Moreover, Wheeler's "law without law" slogan means that not just the past (initial conditions) but even the physical laws themselves are ultimately the result of those choices. Different choices, different answers, different worlds. This idea was later termed "It from Bit" (1989). The first OP quote refers to this picture, not to (what Wheeler called) "ensemble of universes". But one is free to call it the "multiverse" of observer created worlds if one so wishes. In Bohr’s “Phenomenon” and “Law Without Law” (1985) we read:

"So far as we can see today, the laws of physics cannot have existed from everlasting to everlasting. They must have come into being at the big bang. There were no gears and pinions,no Swiss watchmakers to put things together, not even a pre-existing plan. If this assessment is correct, every law of physics must be at bottom like the second law of thermodynamics, higgledy-piggledy in character, based on blind chance, insofar as it is not mere mathematical identity.

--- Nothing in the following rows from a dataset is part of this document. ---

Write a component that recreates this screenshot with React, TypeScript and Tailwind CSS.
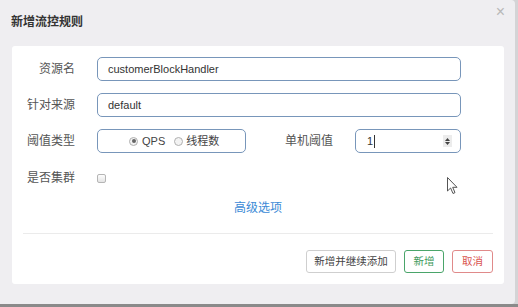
import React from "react";

const font = { fontFamily: '"Liberation Sans", "Noto Sans CJK SC", sans-serif' };

// 流控规则弹窗
export default function App() {
  return (
    <div
      className="relative w-[518px] h-[307px] bg-[#d4d4d6] flex flex-col overflow-hidden"
      style={font}
    >
      <div className="w-[515px] h-[304px] bg-[#efeef1] rounded-r-[4px] flex flex-col">
        {/* header */}
        <div className="h-[46px] flex items-start justify-between pl-[11px] pr-[10px]">
          <div className="mt-[13px] text-[12px] font-bold text-[#333] leading-[18px]">
            新增流控规则
          </div>
          <div className="mt-[3px] text-[16px] text-[#b8b8b8] leading-[18px]">×</div>
        </div>

        {/* body card */}
        <div className="ml-[12px] w-[492px] h-[238px] bg-white rounded-[3px] flex flex-col pt-[11px]">
          <Row label="资源名">
            <TextBox value="customerBlockHandler" />
          </Row>
          <div className="h-[12px]" />
          <Row label="针对来源">
            <TextBox value="default" />
          </Row>
          <div className="h-[12px]" />
          <Row label="阈值类型">
            <div className="w-[149px] h-[24px] border border-[#7896ba] rounded-[5px] flex items-center pl-[31px] text-[11px] text-[#444]">
              <Radio checked />
              <span className="ml-[4px]">QPS</span>
              <span className="ml-[9px]">
                <Radio />
              </span>
              <span className="ml-[3px]">线程数</span>
            </div>
            <div className="w-[87px] text-right text-[12px] text-[#555]">单机阈值</div>
            <div className="ml-[22px] w-[106px] h-[24px] border border-[#7896ba] rounded-[5px] flex items-center pl-[11px] pr-[8px] text-[11px] text-[#333]">
              <span>1</span>
              <span className="ml-[1px] w-px h-[13px] bg-[#333]" />
              <span className="flex-1" />
              <Spinner />
            </div>
          </Row>
          <div className="h-[16px] flex" />
          <div className="flex items-center h-[18px]">
            <div className="w-[63px] text-right text-[12px] text-[#555]">是否集群</div>
            <div className="ml-[22px] w-[9px] h-[9px] border border-[#b5b5b5] rounded-[2px] bg-gradient-to-b from-[#fdfdfd] to-[#e4e4e4]" />
          </div>
          <div className="mt-[13px] text-center text-[12px] text-[#3c8ad6] leading-[16px]">
            高级选项
          </div>
          <div className="mt-[17px] mx-[11px] h-px bg-[#ebebeb]" />
          <div className="mt-[16px] flex justify-end gap-[8px] pr-[11px]">
            <button className="h-[23px] w-[90px] border border-[#cfcfcf] rounded-[3px] text-[10.5px] text-[#444] bg-white">
              新增并继续添加
            </button>
            <button className="h-[23px] w-[40px] border border-[#4aa56a] rounded-[3px] text-[10.5px] text-[#3f9a5c] bg-white">
              新增
            </button>
            <button className="h-[23px] w-[41px] border border-[#e08a8a] rounded-[3px] text-[10.5px] text-[#d9534f] bg-white">
              取消
            </button>
          </div>
        </div>
      </div>
      <div className="h-[3px] w-full bg-[#8a8a8a]" />

      {/* mouse pointer */}
      <svg
        className="absolute left-[447px] top-[177px]"
        width="12"
        height="18"
        viewBox="0 0 12 18"
      >
        <path
          d="M0.5 0.5 L0.5 14 L3.6 11 L6 16.5 L8 15.6 L5.7 10.3 L10 10.3 Z"
          fill="#fff"
          stroke="#555"
          strokeWidth="1"
          strokeLinejoin="round"
        />
      </svg>
    </div>
  );
}

function Row({ label, children }: { label: string; children: React.ReactNode }) {
  return (
    <div className="flex items-center h-[24px]">
      <div className="w-[63px] text-right text-[12px] text-[#555]">{label}</div>
      <div className="ml-[22px] flex items-center">{children}</div>
    </div>
  );
}

function TextBox({ value }: { value: string }) {
  return (
    <div className="w-[364px] h-[24px] border border-[#7896ba] rounded-[5px] flex items-center pl-[10px] text-[11px] text-[#333]">
      {value}
    </div>
  );
}

function Radio({ checked = false }: { checked?: boolean }) {
  return (
    <span className="w-[9px] h-[9px] rounded-full border border-[#b0b0b0] bg-[#f3f3f3] flex items-center justify-center">
      {checked && <span className="w-[4px] h-[4px] rounded-full bg-[#666]" />}
    </span>
  );
}

function Spinner() {
  return (
    <span className="w-[9px] h-[12px] bg-[#ececec] flex flex-col items-center justify-center gap-[1px]">
      <svg width="5" height="3" viewBox="0 0 5 3">
        <path d="M0 3 L2.5 0 L5 3 Z" fill="#444" />
      </svg>
      <svg width="5" height="3" viewBox="0 0 5 3">
        <path d="M0 0 L2.5 3 L5 0 Z" fill="#444" />
      </svg>
    </span>
  );
}
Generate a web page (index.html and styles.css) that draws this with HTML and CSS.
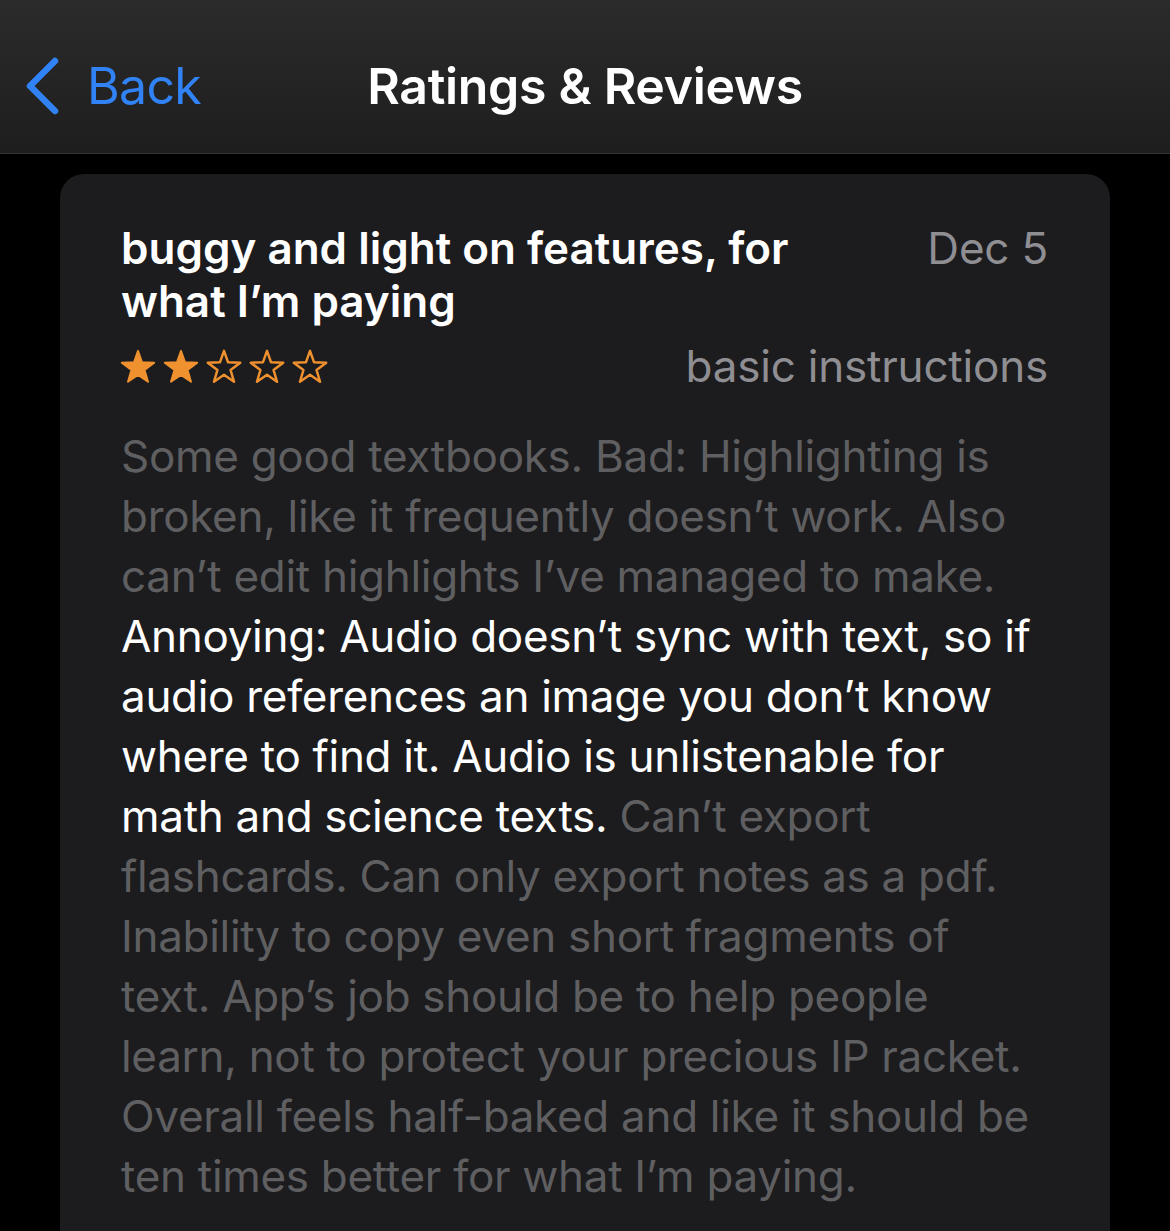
FILE: index.html
```html
<!DOCTYPE html>
<html lang="en">
<head>
    <meta charset="UTF-8">
    <meta name="viewport" content="width=device-width, initial-scale=1.0">
    <title>Ratings &amp; Reviews</title>
    <link rel="stylesheet" href="styles.css">
</head>

<body>
    <header class="nav-bar">
        <a class="back-link" href="#">
            <svg class="back-chevron" width="36" height="60" viewBox="0 0 36 60">
                <polyline points="30,5 5,30 30,55" fill="none" stroke="#3183f5" stroke-width="6.5" stroke-linecap="round" stroke-linejoin="round"/>
            </svg>
            <span>Back</span>
        </a>
        <h1 class="nav-title">Ratings &amp; Reviews</h1>
    </header>

    <main class="content">
        <article class="review-card">
            <div class="review-head">
                <h2 class="review-title">buggy and light on features, for what I’m paying</h2>
                <span class="review-date">Dec 5</span>
            </div>
            <div class="review-meta">
                <div class="stars">
                    <svg class="star filled" viewBox="-2 -2 40 39"><path d="M18,1 L22.29,13.09 L35.12,13.44 L24.94,21.26 L28.58,33.56 L18,26.3 L7.42,33.56 L11.06,21.26 L0.88,13.44 L13.71,13.09 Z"/></svg>
                    <svg class="star filled" viewBox="-2 -2 40 39"><path d="M18,1 L22.29,13.09 L35.12,13.44 L24.94,21.26 L28.58,33.56 L18,26.3 L7.42,33.56 L11.06,21.26 L0.88,13.44 L13.71,13.09 Z"/></svg>
                    <svg class="star" viewBox="-2 -2 40 39"><path d="M18,1 L22.29,13.09 L35.12,13.44 L24.94,21.26 L28.58,33.56 L18,26.3 L7.42,33.56 L11.06,21.26 L0.88,13.44 L13.71,13.09 Z"/></svg>
                    <svg class="star" viewBox="-2 -2 40 39"><path d="M18,1 L22.29,13.09 L35.12,13.44 L24.94,21.26 L28.58,33.56 L18,26.3 L7.42,33.56 L11.06,21.26 L0.88,13.44 L13.71,13.09 Z"/></svg>
                    <svg class="star" viewBox="-2 -2 40 39"><path d="M18,1 L22.29,13.09 L35.12,13.44 L24.94,21.26 L28.58,33.56 L18,26.3 L7.42,33.56 L11.06,21.26 L0.88,13.44 L13.71,13.09 Z"/></svg>
                </div>
                <span class="review-author">basic instructions</span>
            </div>
            <p class="review-body"><span class="dim">Some good textbooks. Bad: Highlighting is broken, like it frequently doesn’t work. Also can’t edit highlights I’ve managed to make.</span> Annoying: Audio doesn’t sync with text, so if audio references an image you don’t know where to find it. Audio is unlistenable for math and science texts. <span class="dim">Can’t export flashcards. Can only export notes as a pdf. Inability to copy even short fragments of text. App’s job should be to help people learn, not to protect your precious IP racket. Overall feels half-baked and like it should be ten times better for what I’m paying.</span></p>
        </article>
    </main>
</body>

</html>
```

FILE: styles.css
```css
/* General styles */
body {
    font-family: Inter, "Noto Sans", "Liberation Sans", sans-serif;
    margin: 0;
    padding: 0;
    background-color: #000;
    color: #fff;
    height: 1231px;
    overflow: hidden;
}

/* Navigation bar */
.nav-bar {
    height: 153px;
    background: linear-gradient(#2b2b2b, #1e1e1e);
    border-bottom: 1px solid #353535;
    display: flex;
    align-items: center;
    justify-content: center;
    position: relative;
}

.back-link {
    position: absolute;
    left: 25px;
    top: 56px;
    display: flex;
    align-items: center;
    gap: 26px;
    color: #3183f5;
    text-decoration: none;
    font-size: 50px;
    letter-spacing: -0.7px;
}

.back-chevron {
    display: block;
}

.nav-title {
    margin: 0;
    font-size: 50px;
    font-weight: 600;
    letter-spacing: -0.3px;
    padding-top: 18px;
}

/* Review card */
.content {
    padding: 20px 60px 0;
}

.review-card {
    background-color: #1c1c1e;
    border-radius: 24px;
    padding: 48px 62px 60px 61px;
}

.review-head {
    display: flex;
    align-items: baseline;
    justify-content: space-between;
    gap: 40px;
}

.review-title {
    margin: 0;
    font-size: 44px;
    line-height: 53px;
    font-weight: 600;
    letter-spacing: 0;
    max-width: 740px;
}

.review-date,
.review-author {
    font-size: 44px;
    line-height: 53px;
    color: #8e8e93;
    letter-spacing: -0.2px;
}

.review-meta {
    display: flex;
    align-items: center;
    justify-content: space-between;
    margin-top: 12px;
}

.stars {
    display: flex;
    gap: 5px;
    margin-left: -2px;
}

.star {
    width: 38px;
    height: 37px;
    display: block;
}

.star path {
    fill: none;
    stroke: #f0912f;
    stroke-width: 2.6;
    stroke-linejoin: round;
}

.star.filled path {
    fill: #f0912f;
    stroke-width: 2;
}

.review-body {
    margin: 33px 0 0;
    font-size: 44px;
    line-height: 60px;
    letter-spacing: -0.3px;
    color: #fff;
}

.dim {
    color: #5f5f61;
}
```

[...] The elementary quantum phenomenon has much of the character of an elementary act of creation. The phenomenon that we call "a photon from a distant quasar" reaches into the present from billions of years in the past. It is wrong to think of that past as "already existing" in all detail. The "past" is theory. The past has no existence except as it is recorded in the present. By deciding what questions our quantum registering equipment shall put in the present, we have an undeniable choice in what we have the right to say about the past."